Print exactly the lines below between the line containing "Reproduce this screenshot with Bootstrap 5." and the line containing "sans-serif; font-size: 24px;", counting both of those lines. Leave pictures out.

§ **Record set**

-- begin --

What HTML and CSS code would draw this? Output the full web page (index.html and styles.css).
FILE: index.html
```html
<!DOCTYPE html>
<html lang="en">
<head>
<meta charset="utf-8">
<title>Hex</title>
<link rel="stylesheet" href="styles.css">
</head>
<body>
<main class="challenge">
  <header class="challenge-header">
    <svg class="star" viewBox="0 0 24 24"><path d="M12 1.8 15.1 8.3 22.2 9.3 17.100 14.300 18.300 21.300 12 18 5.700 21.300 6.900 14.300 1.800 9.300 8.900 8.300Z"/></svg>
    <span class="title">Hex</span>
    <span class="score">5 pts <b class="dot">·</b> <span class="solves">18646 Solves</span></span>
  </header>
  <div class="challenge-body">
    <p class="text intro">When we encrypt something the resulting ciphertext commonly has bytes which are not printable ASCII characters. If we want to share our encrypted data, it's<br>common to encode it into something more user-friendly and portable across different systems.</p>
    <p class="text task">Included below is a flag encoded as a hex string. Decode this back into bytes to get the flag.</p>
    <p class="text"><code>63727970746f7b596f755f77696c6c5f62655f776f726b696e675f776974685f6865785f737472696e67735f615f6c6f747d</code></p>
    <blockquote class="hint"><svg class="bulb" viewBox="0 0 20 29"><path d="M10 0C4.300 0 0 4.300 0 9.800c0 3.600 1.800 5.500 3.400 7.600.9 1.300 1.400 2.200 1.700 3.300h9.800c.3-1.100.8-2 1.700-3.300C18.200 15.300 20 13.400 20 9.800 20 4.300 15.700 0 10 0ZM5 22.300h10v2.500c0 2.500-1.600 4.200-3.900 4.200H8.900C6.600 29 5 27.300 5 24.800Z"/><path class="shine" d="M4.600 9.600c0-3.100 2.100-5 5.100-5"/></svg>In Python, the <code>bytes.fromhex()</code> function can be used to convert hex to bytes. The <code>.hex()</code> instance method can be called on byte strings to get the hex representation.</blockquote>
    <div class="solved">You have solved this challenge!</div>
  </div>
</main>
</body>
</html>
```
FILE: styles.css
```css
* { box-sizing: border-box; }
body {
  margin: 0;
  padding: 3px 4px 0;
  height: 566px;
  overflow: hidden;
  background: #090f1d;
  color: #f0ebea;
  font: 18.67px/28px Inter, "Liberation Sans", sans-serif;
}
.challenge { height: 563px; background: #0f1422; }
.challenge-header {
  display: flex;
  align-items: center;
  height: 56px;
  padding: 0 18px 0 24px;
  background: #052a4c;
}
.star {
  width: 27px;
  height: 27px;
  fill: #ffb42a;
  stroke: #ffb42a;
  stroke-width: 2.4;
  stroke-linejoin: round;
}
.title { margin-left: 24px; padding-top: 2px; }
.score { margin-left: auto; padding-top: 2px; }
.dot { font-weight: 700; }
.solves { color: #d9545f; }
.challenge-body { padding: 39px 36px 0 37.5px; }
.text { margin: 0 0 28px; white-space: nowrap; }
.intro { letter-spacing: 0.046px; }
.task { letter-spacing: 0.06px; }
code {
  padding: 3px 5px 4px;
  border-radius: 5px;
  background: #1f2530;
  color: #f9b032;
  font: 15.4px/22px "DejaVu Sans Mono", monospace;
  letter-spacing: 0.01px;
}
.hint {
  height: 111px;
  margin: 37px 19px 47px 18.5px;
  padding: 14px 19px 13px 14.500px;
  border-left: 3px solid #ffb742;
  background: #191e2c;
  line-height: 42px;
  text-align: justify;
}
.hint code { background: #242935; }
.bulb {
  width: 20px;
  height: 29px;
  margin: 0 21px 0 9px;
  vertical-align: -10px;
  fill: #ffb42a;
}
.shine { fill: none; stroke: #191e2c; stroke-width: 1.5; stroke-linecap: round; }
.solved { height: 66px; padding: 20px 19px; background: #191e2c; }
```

-- end --
-- begin --

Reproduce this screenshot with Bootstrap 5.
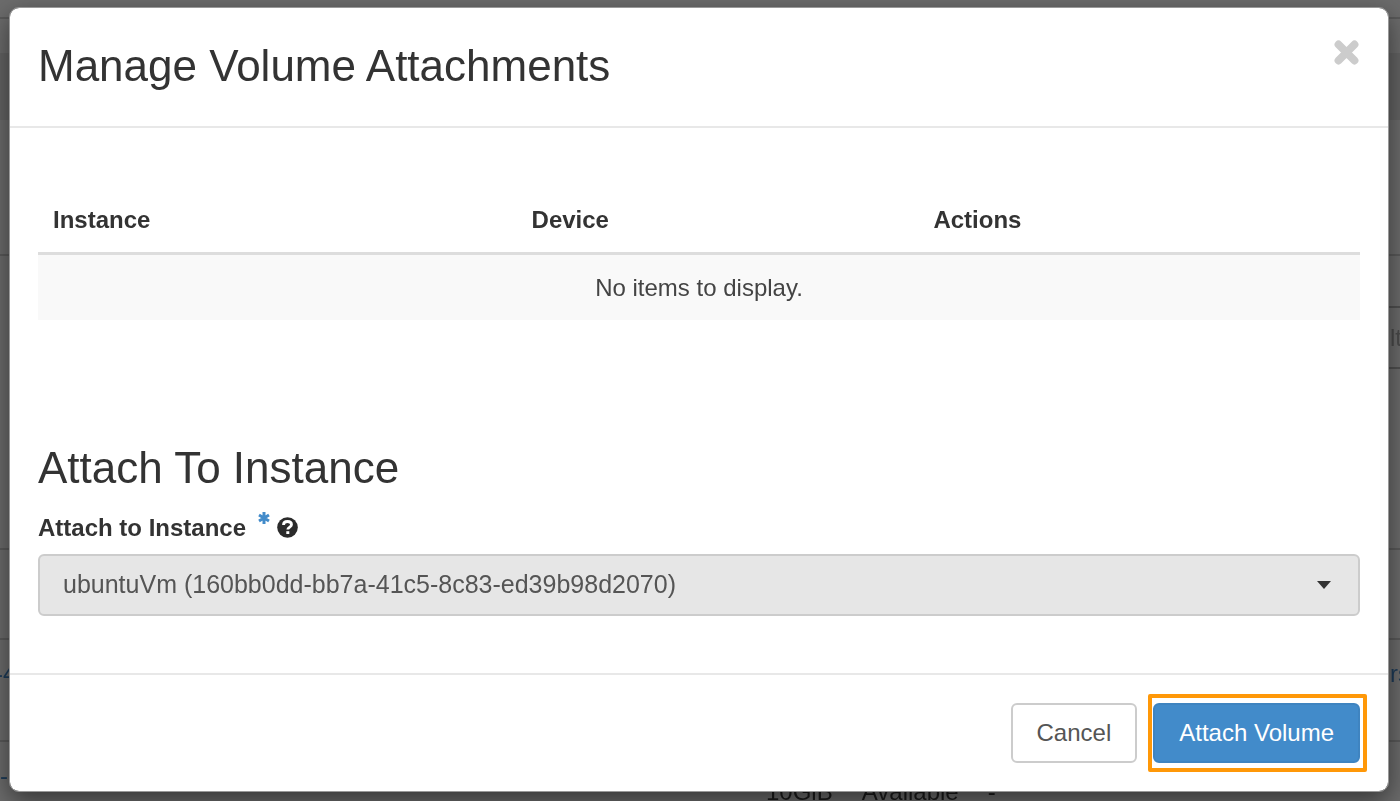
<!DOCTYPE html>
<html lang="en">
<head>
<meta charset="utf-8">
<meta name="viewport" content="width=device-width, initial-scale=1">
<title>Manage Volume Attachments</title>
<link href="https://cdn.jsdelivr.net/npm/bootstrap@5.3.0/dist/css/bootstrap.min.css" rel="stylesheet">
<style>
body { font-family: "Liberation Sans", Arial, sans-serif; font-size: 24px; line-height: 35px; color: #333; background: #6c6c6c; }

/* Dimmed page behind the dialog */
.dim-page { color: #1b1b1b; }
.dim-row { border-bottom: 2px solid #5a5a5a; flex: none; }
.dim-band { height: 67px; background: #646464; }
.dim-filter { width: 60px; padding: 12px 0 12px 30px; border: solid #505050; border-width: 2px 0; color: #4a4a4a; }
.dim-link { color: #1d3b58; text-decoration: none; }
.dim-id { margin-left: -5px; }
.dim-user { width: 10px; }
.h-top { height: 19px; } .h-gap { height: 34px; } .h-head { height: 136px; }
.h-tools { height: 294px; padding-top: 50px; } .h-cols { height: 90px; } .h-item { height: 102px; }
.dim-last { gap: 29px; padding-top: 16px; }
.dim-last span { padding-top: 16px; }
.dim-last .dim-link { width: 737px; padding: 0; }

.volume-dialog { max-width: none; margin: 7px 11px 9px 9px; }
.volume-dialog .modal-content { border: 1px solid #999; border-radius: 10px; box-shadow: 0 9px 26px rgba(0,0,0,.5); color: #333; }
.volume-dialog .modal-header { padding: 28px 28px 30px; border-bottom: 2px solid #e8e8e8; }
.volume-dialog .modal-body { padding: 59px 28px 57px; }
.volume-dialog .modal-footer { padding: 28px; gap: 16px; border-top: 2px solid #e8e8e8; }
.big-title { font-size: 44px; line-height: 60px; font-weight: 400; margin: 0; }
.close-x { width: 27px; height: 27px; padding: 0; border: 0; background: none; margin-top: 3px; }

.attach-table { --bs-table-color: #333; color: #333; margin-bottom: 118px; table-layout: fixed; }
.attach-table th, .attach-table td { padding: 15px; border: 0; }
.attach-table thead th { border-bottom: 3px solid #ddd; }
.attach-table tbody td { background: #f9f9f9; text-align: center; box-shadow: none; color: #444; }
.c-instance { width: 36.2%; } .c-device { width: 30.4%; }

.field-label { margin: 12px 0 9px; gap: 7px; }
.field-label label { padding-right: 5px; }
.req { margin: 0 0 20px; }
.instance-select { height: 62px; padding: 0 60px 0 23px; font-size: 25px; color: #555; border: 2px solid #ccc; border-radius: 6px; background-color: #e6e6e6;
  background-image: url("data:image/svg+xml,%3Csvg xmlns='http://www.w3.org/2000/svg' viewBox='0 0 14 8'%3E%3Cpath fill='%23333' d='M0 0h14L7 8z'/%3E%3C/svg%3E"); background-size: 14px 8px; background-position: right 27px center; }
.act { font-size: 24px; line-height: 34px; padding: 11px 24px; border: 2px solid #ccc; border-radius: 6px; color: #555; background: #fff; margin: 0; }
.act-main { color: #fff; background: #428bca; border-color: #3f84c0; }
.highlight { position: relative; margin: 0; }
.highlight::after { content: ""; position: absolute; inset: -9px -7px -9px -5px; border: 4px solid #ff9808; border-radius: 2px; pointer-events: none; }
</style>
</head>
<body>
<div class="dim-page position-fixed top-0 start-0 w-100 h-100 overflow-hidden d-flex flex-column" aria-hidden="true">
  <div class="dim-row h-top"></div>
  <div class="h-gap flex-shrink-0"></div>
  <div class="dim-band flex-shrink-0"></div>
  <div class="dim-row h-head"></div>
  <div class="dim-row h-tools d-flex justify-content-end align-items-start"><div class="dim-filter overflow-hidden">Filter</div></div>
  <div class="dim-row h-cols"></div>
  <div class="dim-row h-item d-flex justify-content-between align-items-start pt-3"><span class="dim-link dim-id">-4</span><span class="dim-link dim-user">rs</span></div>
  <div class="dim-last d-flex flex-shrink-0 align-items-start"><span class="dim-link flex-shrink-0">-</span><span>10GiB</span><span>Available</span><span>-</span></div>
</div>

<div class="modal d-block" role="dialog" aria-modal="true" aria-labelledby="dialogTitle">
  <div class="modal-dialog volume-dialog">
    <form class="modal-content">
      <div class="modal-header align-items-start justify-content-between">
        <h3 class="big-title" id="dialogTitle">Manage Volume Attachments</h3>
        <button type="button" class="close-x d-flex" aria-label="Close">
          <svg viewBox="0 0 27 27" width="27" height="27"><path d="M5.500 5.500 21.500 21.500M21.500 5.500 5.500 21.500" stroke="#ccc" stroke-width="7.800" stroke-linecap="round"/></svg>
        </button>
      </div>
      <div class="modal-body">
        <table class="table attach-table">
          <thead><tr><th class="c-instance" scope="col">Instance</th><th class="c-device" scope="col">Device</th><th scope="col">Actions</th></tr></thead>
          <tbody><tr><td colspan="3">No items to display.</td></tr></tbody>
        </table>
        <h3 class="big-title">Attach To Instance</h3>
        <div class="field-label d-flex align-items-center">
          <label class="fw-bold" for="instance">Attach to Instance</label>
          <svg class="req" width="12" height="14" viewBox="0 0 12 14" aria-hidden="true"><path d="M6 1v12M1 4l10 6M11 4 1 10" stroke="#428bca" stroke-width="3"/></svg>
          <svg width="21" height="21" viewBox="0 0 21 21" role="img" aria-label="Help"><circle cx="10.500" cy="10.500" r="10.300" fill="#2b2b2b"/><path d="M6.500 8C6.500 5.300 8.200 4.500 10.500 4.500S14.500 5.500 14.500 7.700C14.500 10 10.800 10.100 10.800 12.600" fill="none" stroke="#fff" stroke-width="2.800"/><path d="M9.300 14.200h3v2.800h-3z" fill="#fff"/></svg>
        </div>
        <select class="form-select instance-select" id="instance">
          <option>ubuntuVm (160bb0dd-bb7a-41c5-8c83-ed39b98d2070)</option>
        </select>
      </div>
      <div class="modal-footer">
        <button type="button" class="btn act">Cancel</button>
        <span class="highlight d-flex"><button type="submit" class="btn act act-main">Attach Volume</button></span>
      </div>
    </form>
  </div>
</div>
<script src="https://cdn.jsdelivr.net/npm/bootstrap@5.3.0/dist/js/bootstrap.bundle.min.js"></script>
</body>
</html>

-- end --
-- begin --

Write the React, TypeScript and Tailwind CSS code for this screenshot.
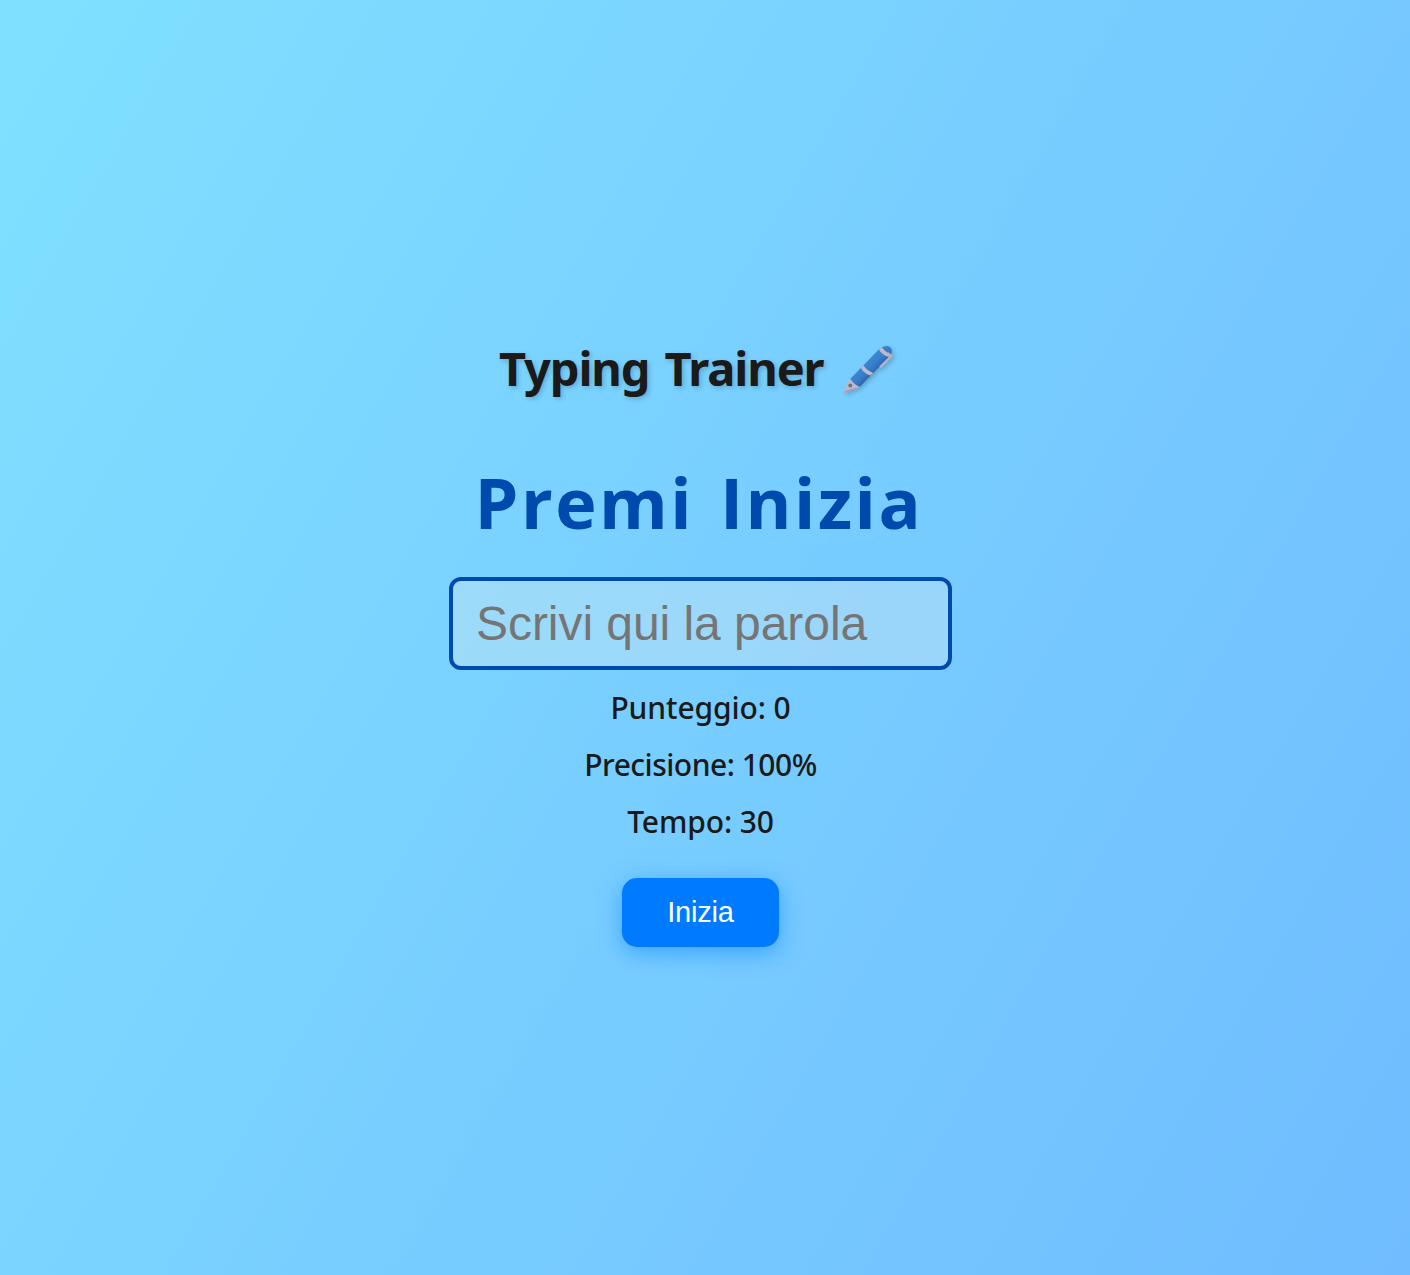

-- end --

§ **Solution for this exercise**
Reproduce this screenshot with Bootstrap 5.
<!DOCTYPE html>
<html lang="en">
<head>
<meta charset="utf-8">
<meta name="viewport" content="width=device-width, initial-scale=1">
<title>Manage Volume Attachments</title>
<link href="https://cdn.jsdelivr.net/npm/bootstrap@5.3.0/dist/css/bootstrap.min.css" rel="stylesheet">
<style>
body { font-family: "Liberation Sans", Arial, sans-serif; font-size: 24px; line-height: 35px; color: #333; background: #6c6c6c; }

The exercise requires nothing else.